Adapting our lung cancer detection model for other cancers involves leveraging pre-trained networks like VGG16, ResNet50, and InceptionV3, which provide robust feature representations learned from diverse datasets. Fine-tuning with specific datasets for new cancers such as breast, skin, or prostate cancer is crucial, necessitating comprehensive datasets that encompass various disease stages, imaging perspectives, and specific condition details. Each cancer type requires tailored adjustments during model training to ensure accurate identification, emphasizing the importance of careful machine learning strategies to distinguish common features from those unique to each condition.

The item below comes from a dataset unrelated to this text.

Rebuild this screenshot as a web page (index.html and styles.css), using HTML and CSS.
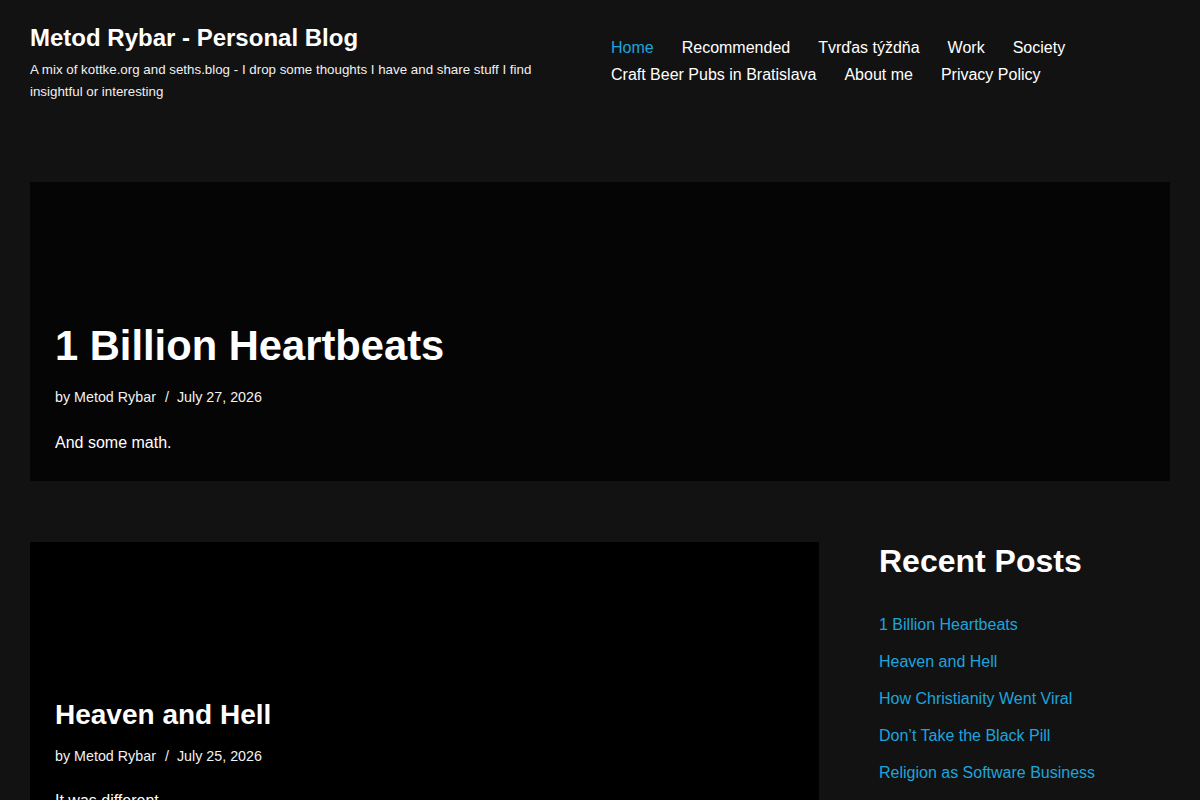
FILE: index.html
```html
<!DOCTYPE html>
<html lang="en">
<head>
    <meta charset="UTF-8">
    <meta name="viewport" content="width=device-width, initial-scale=1.0">
    <title>Metod Rybar - Personal Blog</title>
    <link rel="stylesheet" href="styles.css">
</head>
<body>
    <header class="site-header">
        <div class="container header-inner">
            <div class="branding">
                <p class="site-title"><a href="#">Metod Rybar - Personal Blog</a></p>
                <p class="site-tagline">A mix of kottke.org and seths.blog - I drop some thoughts I have and share stuff I find insightful or interesting</p>
            </div>
            <nav class="primary-menu">
                <a href="#" class="current">Home</a>
                <a href="#">Recommended</a>
                <a href="#">Tvrďas týždňa</a>
                <a href="#">Work</a>
                <a href="#">Society</a>
                <a href="#">Craft Beer Pubs in Bratislava</a>
                <a href="#">About me</a>
                <a href="#">Privacy Policy</a>
            </nav>
        </div>
    </header>

    <main class="container">
        <article class="post-card featured">
            <h2 class="post-title"><a href="#">1 Billion Heartbeats</a></h2>
            <p class="post-meta">by <a href="#">Metod Rybar</a><span class="sep">/</span>July 27, 2026</p>
            <p class="post-excerpt">And some math.</p>
        </article>

        <div class="content-row">
            <div class="posts">
                <article class="post-card">
                    <h2 class="post-title"><a href="#">Heaven and Hell</a></h2>
                    <p class="post-meta">by <a href="#">Metod Rybar</a><span class="sep">/</span>July 25, 2026</p>
                    <p class="post-excerpt">It was different.</p>
                </article>
            </div>

            <aside class="sidebar">
                <h3 class="widget-title">Recent Posts</h3>
                <ul class="recent-posts">
                    <li><a href="#">1 Billion Heartbeats</a></li>
                    <li><a href="#">Heaven and Hell</a></li>
                    <li><a href="#">How Christianity Went Viral</a></li>
                    <li><a href="#">Don’t Take the Black Pill</a></li>
                    <li><a href="#">Religion as Software Business</a></li>
                </ul>
            </aside>
        </div>
    </main>
</body>
</html>
```

FILE: styles.css
```css
body {
    font-family: 'Liberation Sans', Arial, sans-serif;
    background: #121212;
    color: #fff;
    margin: 0;
    font-size: 16px;
    line-height: 1.6;
}

a {
    color: inherit;
    text-decoration: none;
}

p {
    margin: 0;
}

.container {
    max-width: 1140px;
    margin: 0 auto;
    padding: 0 30px;
}

/* header */

.site-header {
    padding: 22px 0 79px;
}

.header-inner {
    display: grid;
    grid-template-columns: 540px 1fr;
    column-gap: 41px;
}

.site-title {
    font-size: 24px;
    font-weight: bold;
    line-height: 1.35;
}

.site-tagline {
    font-size: 13.33px;
    line-height: 22px;
    margin-top: 5px;
    color: #f0f0f0;
}

.primary-menu {
    display: flex;
    flex-wrap: wrap;
    column-gap: 28px;
    padding-top: 12px;
    line-height: 27px;
    align-content: flex-start;
}

.primary-menu a.current {
    color: #1ea4dc;
}

/* posts */

.post-card {
    display: flex;
    flex-direction: column;
    justify-content: flex-end;
    min-height: 297px;
    padding: 25px;
    box-sizing: border-box;
    background: #000;
}

.post-card.featured {
    background: #050505;
    min-height: 299px;
    margin-bottom: 61px;
}

.post-title {
    font-size: 28px;
    line-height: 1.2;
    margin: 0 0 14px;
}

.featured .post-title {
    font-size: 41.7px;
    line-height: 48px;
    margin-bottom: 16px;
}

.post-meta {
    font-size: 14.3px;
    line-height: 22px;
    margin-bottom: 21px;
    color: #f2f2f2;
}

.featured .post-meta {
    margin-bottom: 22px;
}

.post-meta .sep {
    padding: 0 8px 0 9px;
}

.post-excerpt {
    line-height: 26px;
}

/* layout below the featured post */

.content-row {
    display: grid;
    grid-template-columns: 789px 1fr;
    column-gap: 60px;
}

.widget-title {
    font-size: 32px;
    line-height: 1.2;
    margin: 0 0 31px;
}

.recent-posts {
    list-style: none;
    margin: 0;
    padding: 0;
}

.recent-posts li {
    line-height: 26px;
    margin-bottom: 11px;
}

.recent-posts a {
    color: #1ea4dc;
}
```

Fine-tuning with specific datasets for new cancers such as breast, skin, or prostate cancer is essential, requiring comprehensive datasets that encompass various disease stages, imaging perspectives, and specific condition details. Each cancer type presents unique features that necessitate tailored adjustments during model training to ensure accurate identification. Future research to enhance model generalizability could focus on incorporating diverse datasets covering broader demographics, varied imaging technologies, and different stages of cancer pathology. Integrating multimodal data, including clinical and genetic information alongside imaging data, could enhance diagnostic accuracy. Improving model explainability beyond current tools like Grad-CAM is essential for clinician trust, while optimizing computational efficiency for real-time diagnostics and developing adaptive learning models are critical to maintaining relevance amidst evolving diagnostic technologies.